There was a woman giving us a bit of a hand (taking various vibrators out of the packaging and making us hold them). She kept asking me questions in Spanish, obviously assuming that me and my friend were a couple and we were shopping for me. I told her "Esta no para mi" (It´s not for me)and let my friend do all the dealing with her.

Once he'd picked out the present he took it to the cash desk to pay for. An older guy came over and his English was obviously pretty good. Just to reinforce that me and my friend were not a couple I said again "Esta no para mi....it's for his girlfriend". The guy was smiling and looking at me like he thought I was blatantly lying and it was for me and I was too embarassed to admit it so I ended up saying to him "I don't need one.....I have already" to which he laughed and looked like he finally believed that we weren´t a couple! It really didn't matter to him whether we were a couple or not but it's just funny the situation's I get myself into trying to prove a point!

Sunday, February 07, 2010

Last Few Days In MC

So, only a few days left in the city but I'm so excited about hitting Oaxaca that I'm not sad about leaving. I've had a great time here. I've met so many people here that I haven't had a minute to myself. But it's been a lt of fun. I also booked my flight to Ecuador so I leave for S. America in less than 2 weeks. I had planned to travel through Central America but I don't think it was going to be cost or time effective. My dream was to come to S. America so I feel I've done the right thing in getting there sooner rather than later.

My time here hasn't so much been spent doing a lot of things but meeting a lot of people. There was JF and Jose, a Bulgarian girl, many Canadians, the Texan lawyer, a Norweigian lass and of course, Danny boy, who's coming to Oaxaca with me. I've been to the Zoo twice, climbed a pyramid and had a relaxing boat ride through Mexican canals that led to a La Isla de las Muñecas (Island of the dolls). I won{t write too much about the Island as it is most definitely worth a blog post all of it's own. It really is like something straight from a horror movie though.

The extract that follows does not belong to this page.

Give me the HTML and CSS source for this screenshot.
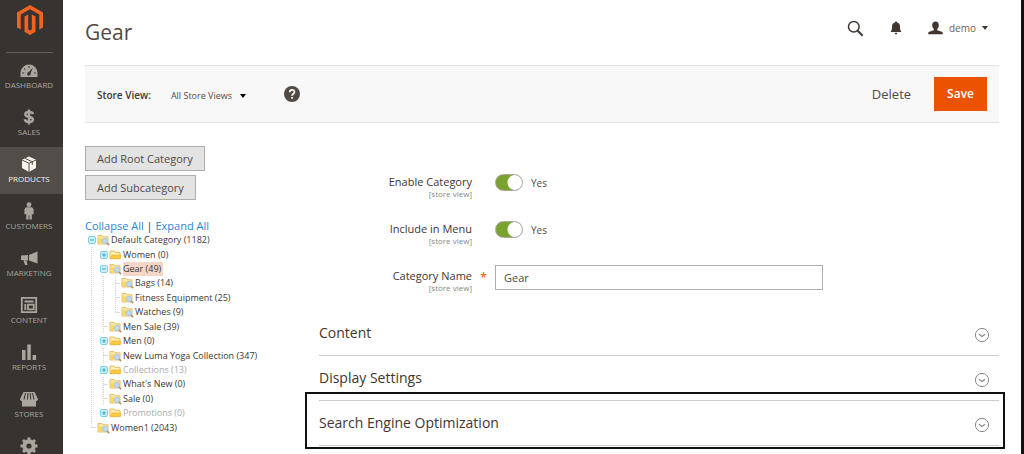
FILE: index.html
```html
<!DOCTYPE html>
<html lang="en">
<head>
<meta charset="utf-8">
<title>Gear / Categories</title>
<link rel="stylesheet" href="styles.css">
</head>
<body>
<svg class="sprite" aria-hidden="true">
  <symbol id="leaf" viewBox="0 0 13 12">
    <path d="M1 1.500h4l1 1.300h5v7.200H1z" fill="#fbe9a5" stroke="#e5bf6c"/>
    <path d="M1.500 4.500h6L6.500 9.500h-5z" fill="#fad568"/>
    <circle cx="8" cy="7" r="2.600" fill="#bcdcf5" stroke="#a9c8e2"/>
    <path d="M10 9l2.200 2.200" stroke="#a98f7c" stroke-width="1.600"/>
  </symbol>
  <symbol id="folder" viewBox="0 0 13 12">
    <path d="M1 2h4l1 1.300h5v6.200H1z" fill="#fdf0b4" stroke="#e6bd55"/>
    <path d="M1 9.800L3 6h9l-.8 3.800z" fill="#f8c93c" stroke="#e6b23c" stroke-width=".6"/>
  </symbol>
  <symbol id="minus" viewBox="0 0 8 8">
    <rect x=".5" y=".5" width="7" height="7" rx="1.500" fill="#c9f0f7" stroke="#7fd0e4"/>
    <path d="M2 4h4" stroke="#3fa9c6"/>
  </symbol>
  <symbol id="plus" viewBox="0 0 8 8">
    <rect x=".5" y=".5" width="7" height="7" rx="1.500" fill="#c9f0f7" stroke="#7fd0e4"/>
    <path d="M2 4h4M4 2v4" stroke="#3fa9c6"/>
  </symbol>
  <symbol id="down" viewBox="0 0 16 16">
    <circle cx="8" cy="8" r="6.600" fill="none" stroke="#8c8985"/>
    <path d="M5 7.300l3 2.200 3-2.200" fill="none" stroke="#8c8985" stroke-width="1.200"/>
  </symbol>
</svg>

<div class="app">
  <nav class="sidebar">
    <a class="logo" href="#" aria-label="Home">
      <svg width="28" height="32" viewBox="0 0 28 32"><path d="M14 1l13 7.500v15l-3.700 2.100v-15L14 5.300l-9.300 5.300v15L1 23.500v-15z" fill="#f26322"/><path d="M8.500 12.500l3.700-2.100v15.200l1.800 1 1.800-1V10.400l3.700 2.100v15.300L14 31l-5.500-3.200z" fill="#f26322"/></svg>
    </a>
    <ul class="menu">
      <li><a class="item" href="#"><svg width="18" height="18" viewBox="0 0 18 18"><path d="M.5 16V12a8.500 8.500 0 0 1 17 0v4z" fill="currentColor"/><path d="M7.800 12L13 6.500 10 13.500z" fill="#373330"/><path d="M2.300 12h2M4 7.500l1.500 1.300M9 5v2M14 12h1.800" stroke="#373330"/><circle cx="8.800" cy="13" r="1.800" fill="#373330"/></svg>Dashboard</a></li>
      <li><a class="item" href="#"><svg width="18" height="18" viewBox="0 0 18 18"><path d="M13 6C12.500 4.500 11 4 9 4 6.800 4 5.300 5 5.300 6.500 5.300 10 13 8 13 11.600 13 13.300 11.300 14 9 14s-4-.9-4.300-2.700M9 1.500v15" fill="none" stroke="currentColor" stroke-width="2.400"/></svg>Sales</a></li>
      <li><a class="item active" href="#"><svg width="18" height="18" viewBox="0 0 18 18"><path d="M9 1.500l7 3.200v8.300l-7 4-7-4V4.700z" fill="currentColor"/><path d="M2 5l7 3.300L16 5M9 8.300V17M5.300 3.500l7 3.300v3" fill="none" stroke="#524d49"/></svg>Products</a></li>
      <li><a class="item" href="#"><svg width="18" height="18" viewBox="0 0 18 18"><circle cx="9" cy="2.700" r="2.400" fill="currentColor"/><path d="M6 5.300h6l1.600 2v5h-1.800v9l0-4V17.500H9.400v-4h-.8v4H6.200V12.300H4.400v-5z" fill="currentColor"/></svg>Customers</a></li>
      <li><a class="item" href="#"><svg width="18" height="18" viewBox="0 0 18 18"><path d="M17.500 2.500v12L9 11.500V6zM1 6.500l7-.5v5.500l-7-.5zM3.500 11.500h3l1 4.500H5z" fill="currentColor"/></svg>Marketing</a></li>
      <li><a class="item" href="#"><svg width="18" height="18" viewBox="0 0 18 18"><path d="M1.800 1.800h14.400v14.400H1.800zM4.500 5.500h9M5.300 8v6M8 8.700h5.700v4.600H8z" fill="none" stroke="currentColor" stroke-width="1.800"/></svg>Content</a></li>
      <li><a class="item" href="#"><svg width="18" height="18" viewBox="0 0 18 18"><path d="M2 7h3.500v10H2zM7.300 1.500h3.500V17H7.300zM12.600 12h3.500v5h-3.500z" fill="currentColor"/></svg>Reports</a></li>
      <li><a class="item" href="#"><svg width="18" height="18" viewBox="0 0 18 18"><path d="M3.500 2h11L18 9c0 1.500-1 2-2 2v5.500H2V11C1 11 0 10.500 0 9z" fill="currentColor"/><path d="M5.500 3L4 9.500M8 3l-.5 6.500M10.200 3l.5 6.500M12.500 3L14 9.500" stroke="#373330"/></svg>Stores</a></li>
      <li><a class="item" href="#" aria-label="System"><svg width="18" height="18" viewBox="0 0 18 18"><circle cx="9" cy="9" r="4.700" fill="none" stroke="currentColor" stroke-width="4"/><path d="M9 .5v17M.5 9h17M3 3l12 12M15 3L3 15" stroke="currentColor" stroke-width="3"/><circle cx="9" cy="9" r="2.600" fill="#373330"/></svg></a></li>
    </ul>
  </nav>

  <main class="page">
    <header class="header">
      <h1 class="title">Gear</h1>
      <div class="tools">
        <button class="icon-btn" aria-label="Search"><svg width="17" height="17" viewBox="0 0 17 17" fill="none" stroke="#41362f"><circle cx="6.800" cy="6.800" r="5.300" stroke-width="1.500"/><path d="M10.700 10.700l5 5" stroke-width="2"/></svg></button>
        <button class="icon-btn" aria-label="Notifications"><svg width="12" height="14" viewBox="0 0 12 14"><path d="M6 .5c.8 0 1 .6 1 1 2 .5 3 2 3 4 0 3 .3 4 1.500 5.500H.5C1.700 9.500 2 8.500 2 5.500c0-2 1-3.500 3-4 0-.4.200-1 1-1zM4.700 11.700h2.600C7.300 14 4.700 14 4.700 11.700z" fill="#41362f"/></svg></button>
        <button class="icon-btn user"><svg width="15" height="14" viewBox="0 0 15 14"><path d="M7.500.5c2 0 3.300 1.300 3.300 3.500 0 1.700-.6 3-1.600 4v1.200l4.600 1.500c.8.300 1 1 1 2.500H.2c0-1.500.2-2.200 1-2.500l4.600-1.500V8c-1-1-1.600-2.300-1.600-4C4.200 1.800 5.500.5 7.500.5z" fill="#41362f"/></svg><span>demo</span><i class="caret"></i></button>
      </div>
    </header>

    <div class="toolbar">
      <span class="store-label">Store View:</span>
      <button class="store-switch">All Store Views<i class="caret"></i></button>
      <a class="help" href="#" aria-label="Help"><svg width="16" height="16" viewBox="0 0 16 16"><circle cx="8" cy="8" r="8" fill="#514943"/><path d="M5.700 6.300C5.700 3 10.500 3.200 10.500 6c0 1.700-2.400 1.800-2.400 3.700M8.100 11v1.800" fill="none" stroke="#fff" stroke-width="1.700"/></svg></a>
      <button class="delete">Delete</button>
      <button class="save">Save</button>
    </div>

    <div class="columns">
      <aside class="side">
        <button class="add">Add Root Category</button>
        <button class="add">Add Subcategory</button>
        <div class="tree-actions"><a href="#">Collapse All</a> <span>|</span> <a href="#">Expand All</a></div>
        <ul class="tree">
          <li class="node l0"><svg class="toggle"><use href="#minus"/></svg><svg class="pic"><use href="#leaf"/></svg><a href="#">Default Category (1182)</a></li>
          <li class="node l1"><svg class="toggle"><use href="#plus"/></svg><svg class="pic"><use href="#folder"/></svg><a href="#">Women (0)</a></li>
          <li class="node l1"><svg class="toggle"><use href="#minus"/></svg><svg class="pic"><use href="#leaf"/></svg><a class="selected" href="#">Gear (49)</a></li>
          <li class="node l2"><i class="elbow"></i><svg class="pic"><use href="#leaf"/></svg><a href="#">Bags (14)</a></li>
          <li class="node l2"><i class="elbow"></i><svg class="pic"><use href="#leaf"/></svg><a href="#">Fitness Equipment (25)</a></li>
          <li class="node l2"><i class="elbow end"></i><svg class="pic"><use href="#leaf"/></svg><a href="#">Watches (9)</a></li>
          <li class="node l1"><i class="elbow"></i><svg class="pic"><use href="#leaf"/></svg><a href="#">Men Sale (39)</a></li>
          <li class="node l1"><svg class="toggle"><use href="#plus"/></svg><svg class="pic"><use href="#folder"/></svg><a href="#">Men (0)</a></li>
          <li class="node l1"><i class="elbow"></i><svg class="pic"><use href="#leaf"/></svg><a href="#">New Luma Yoga Collection (347)</a></li>
          <li class="node l1"><svg class="toggle"><use href="#plus"/></svg><svg class="pic"><use href="#folder"/></svg><a class="off" href="#">Collections (13)</a></li>
          <li class="node l1"><i class="elbow"></i><svg class="pic"><use href="#leaf"/></svg><a href="#">What's New (0)</a></li>
          <li class="node l1"><i class="elbow"></i><svg class="pic"><use href="#leaf"/></svg><a href="#">Sale (0)</a></li>
          <li class="node l1"><svg class="toggle"><use href="#plus"/></svg><svg class="pic"><use href="#folder"/></svg><a class="off" href="#">Promotions (0)</a></li>
          <li class="node l0"><i class="elbow end"></i><svg class="pic"><use href="#leaf"/></svg><a href="#">Women1 (2043)</a></li>
        </ul>
      </aside>

      <div class="content">
        <form class="form">
          <div class="field">
            <label class="label" for="enable">Enable Category<small>[store view]</small></label>
            <div class="control"><input class="switch" type="checkbox" id="enable" checked><span>Yes</span></div>
          </div>
          <div class="field">
            <label class="label" for="menu">Include in Menu<small>[store view]</small></label>
            <div class="control"><input class="switch" type="checkbox" id="menu" checked><span>Yes</span></div>
          </div>
          <div class="field required">
            <label class="label" for="name">Category Name<small>[store view]</small></label>
            <div class="control"><input class="text" type="text" id="name" value="Gear"></div>
          </div>
        </form>
        <div class="sections">
          <button class="section">Content<svg width="16" height="16"><use href="#down"/></svg></button>
          <button class="section">Display Settings<svg width="16" height="16"><use href="#down"/></svg></button>
          <button class="section marked">Search Engine Optimization<svg width="16" height="16"><use href="#down"/></svg></button>
        </div>
      </div>
    </div>
  </main>
</div>
</body>
</html>
```

FILE: styles.css
```css
* { box-sizing: border-box; }
body {
  margin: 0;
  background: #fff;
  color: #41362f;
  font: 10px/14px "Open Sans", "Noto Sans", sans-serif;
}
button { font: inherit; color: inherit; border: 0; background: none; padding: 0; cursor: pointer; }
a { color: inherit; text-decoration: none; }
ul { list-style: none; margin: 0; padding: 0; }
svg { flex: none; display: block; }
.sprite { position: absolute; width: 0; height: 0; }

.app { display: flex; height: 100vh; overflow: hidden; border-right: 3px solid #111; }

.sidebar { flex: none; width: 63px; background: #373330; }
.logo { display: flex; justify-content: center; height: 53px; margin: 0 10px 0 6px; padding: 4px 0 0; border-bottom: 1px solid #66605b; }
.item {
  display: flex; flex-direction: column; align-items: center;
  height: 47px; padding: 8px 5px 0 0;
  color: #aaa69d; font-size: 8px; line-height: 12px; text-transform: uppercase;
}
.item.active { background: #524d49; color: #f7f3eb; }

.page { flex: 1; min-width: 0; padding: 0 22px; }
.header { display: flex; justify-content: space-between; align-items: center; height: 65px; }
.title { margin: 0; padding-bottom: 2px; color: #514943; font-size: 21px; line-height: 28px; font-weight: 400; }
.tools { display: flex; align-items: center; gap: 26px; padding: 0 11px 9px 0; }
.icon-btn { display: flex; align-items: center; }
.user { gap: 6px; color: #6b635d; }
.caret { border: 3px solid transparent; border-top: 4px solid #41362f; border-bottom: 0; }

.toolbar {
  display: flex; align-items: center; height: 58px; padding: 0 12px;
  background: #f8f8f8; border: solid #e3e3e3; border-width: 1px 0;
}
.store-label { font-weight: 600; margin-right: 20px; padding-top: 2px; }
.store-switch { display: flex; align-items: center; gap: 8px; margin-right: 38px; padding-top: 3px; color: #514943; font-size: 9px; line-height: 12px; }
.store-switch .caret { border-top-color: #000; }
.delete { margin-left: auto; margin-right: 23px; color: #514943; font-size: 13px; font-weight: 500; }
.save { height: 34px; padding: 0 13px; background: #eb5202; color: #fff; font-size: 12px; font-weight: 600; }

.columns { display: flex; padding-top: 23px; }
.side { flex: none; width: 234px; }
.add {
  display: block; height: 25px; margin-bottom: 4px; padding: 0 11px;
  background: #e3e3e3; border: 1px solid #adadad; color: #514943;
  font-size: 11px; font-weight: 500;
}
.tree-actions { margin-top: 19px; font-size: 11px; line-height: 14px; }
.tree-actions a { color: #2a86d0; }

.tree { display: grid; grid-auto-rows: 1fr; height: 202px; padding-left: 3px; font-size: 9px; }
.node { display: flex; align-items: center; gap: 1px; white-space: nowrap; }
.node.l1 { padding-left: 12px; background: repeating-linear-gradient(#d5d5d5 0 1px, transparent 1px 2px) 3px 0 / 1px 100% no-repeat; }
.node.l2 {
  padding-left: 24px;
  background: repeating-linear-gradient(#d5d5d5 0 1px, transparent 1px 2px) 3px 0 / 1px 100% no-repeat,
              repeating-linear-gradient(#d5d5d5 0 1px, transparent 1px 2px) 15px 0 / 1px 100% no-repeat;
}
.toggle { width: 8px; height: 8px; }
.pic { width: 13px; height: 12px; }
.elbow {
  align-self: stretch; width: 8px;
  background: repeating-linear-gradient(#d5d5d5 0 1px, transparent 1px 2px) 3px 0 / 1px 100% no-repeat,
              linear-gradient(#ddd, #ddd) 3px 50% / 5px 1px no-repeat;
}
.elbow.end {
  background: repeating-linear-gradient(#d5d5d5 0 1px, transparent 1px 2px) 3px 0 / 1px 50% no-repeat,
              linear-gradient(#ddd, #ddd) 3px 50% / 5px 1px no-repeat;
}
.selected { background: #f5d6c7; padding-right: 2px; }
.off { color: #aaa; }

.content { flex: 1; min-width: 0; }
.form { display: grid; gap: 22px; padding-top: 23px; }
.field { display: grid; grid-template-columns: 153px 1fr; column-gap: 23px; height: 25px; }
.label { display: flex; flex-direction: column; padding-top: 6px; text-align: right; font-size: 11px; line-height: 14px; font-weight: 500; }
.label small { color: #8c8580; font-size: 8px; line-height: 9px; font-weight: 400; }
.required .label { position: relative; }
.required .label::after { content: "*"; position: absolute; left: 100%; top: 7px; margin-left: 8px; color: #eb5202; font-size: 13px; }
.control { display: flex; align-items: center; gap: 8px; color: #514943; }
.switch {
  appearance: none; width: 28px; height: 17px; margin: 0;
  border: 1px solid #aaa6a0; border-radius: 9px;
  background: radial-gradient(circle at 19px 50%, #fff 7px, #79a22e 8px);
}
.switch, .switch + span { margin-bottom: 2px; }
.text { width: 328px; height: 25px; margin: 0; padding: 0 8px; border: 1px solid #adadad; color: #514943; font: inherit; font-size: 11px; }

.sections { display: grid; padding-top: 23px; }
.section {
  display: flex; align-items: center; justify-content: space-between;
  height: 45px; padding: 0 9px 0 0; border-bottom: 1px solid #ccc;
  font-size: 14px; line-height: 18px; font-weight: 500; text-align: left;
}
.section svg { margin-top: 4px; }
.marked { position: relative; }
.marked::after { content: ""; position: absolute; inset: -9px -6px -4px -14px; border: 2px solid #111; }
```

I still haven't done this place justice in my writing but I'm hoping I'll have a bit more time when we head down South. My head's also a bit fuzzy at the minute from drinking mezcale last night, which is like my Mexican version of whiskey. Talking of whiskey though, we're going to try and find the Irish bar tonight. Danny met some Mexican guys on the plane journey that he'd like to meet up with as well because they were both very friendly and helpful. Danny's plane was 2 hours late and because I don't have my phone he had no way to let me know. I had to go back to the hostel because it was midnight but obviously I was worried about Danny. He'd explained to one of the guys and he was obviously worried about him too as he went back to the airport to see if Danny was still there. Fortunately another guy who worked at the information desk at the airport had phoned the hostel I was staying at and asked at reception if I was definitely there so Danny knew to get a taxi.

Anyway, I'm going to take Danny to the Centro Historico today because it'd be a shame for him not to see the Zocalo and The Grand Palace. And then we'll probably eat some tacos! I tend to do that most days!

Tuesday, February 02, 2010

I need Some Sleep

I was very grumpy last night. I've been sharing a dorm room with people that snore. When one person stops another person begins. I knew it wasn´t gonna be a bowl of peaches (I´m not sure where this saying has come from - my ass, probably) sharing dorm rooms but snoring has to be the most annoying, grating noise ever when you´re trying to get to sleep.

So because I couldn´t sleep I was thinking about my life when I get back home. I want a dog so bad but I'm beginning to think I´ll never be in a position to own my own mutt. This depressed me a lot. More than the thought of never having kids. I don´t want to be part of mainstream society anymore. I just want a hut in the forest. I want to pick my fruit for food and eat scrambled eggs all the time. I don´t want to work shitty jobs that supposedly "make the world go round". Whose world? It doesn´t feel like mine.

And I´m also sick of blogging. I´ve written better when I´ve had nothing to write about. I´m here in a totally different part of the world and I should be writing fascinating blog posts but I just can´t get my head together. I´m very tempted just to give up on it altogether. I don´t need to record my experiences. They´ll be safe in my head.

Monday, February 01, 2010

And I Will Always Love You

So Paris is meant to be the City of Romance. Hmmm....more like the city of bad smells. Piss and shit to be precise! I think there´s more romance in Mexico City. Well, romance on one hand, borderline porn on the other.

It´s not uncommon to see couples (both straight and gay) cuddling and kissing each other on the street, on park benches, at the bars. The reason being is that people live with their parents until quite late and, as they are predominantly Catholic, bring the partner home is not acceptable.

But people here are generally more affectionate anyway, with their lovers and their friends. It´s strange for me to hug complete strangers on the first time meeting them but that´s the Irish in me. And when in Rome...

It´s strange but it´s also very heart-warming. When you´re a million miles away from your friends and family it´s nice to have a bit of affection. But it´s the puppy love that I crave. I mean I miss the dogs. There are so many lovely dogs here and I want one!! Or maybe a whole pack.

My main fear before coming here was that I´d be lonely but I really haven´t had a chance to be. Í´d talk to a lampost if it would listen though. And sometimes I find they make the best listeners. But on that note, I have a day planned with A girl from Bulgaria so I shall leave it there for now. Though expect a clicjed post about the Swine Flu very soon.

Oh, if you´re wondering about the title of this post, it´s playing in this internet shop. How apt.And cheesy.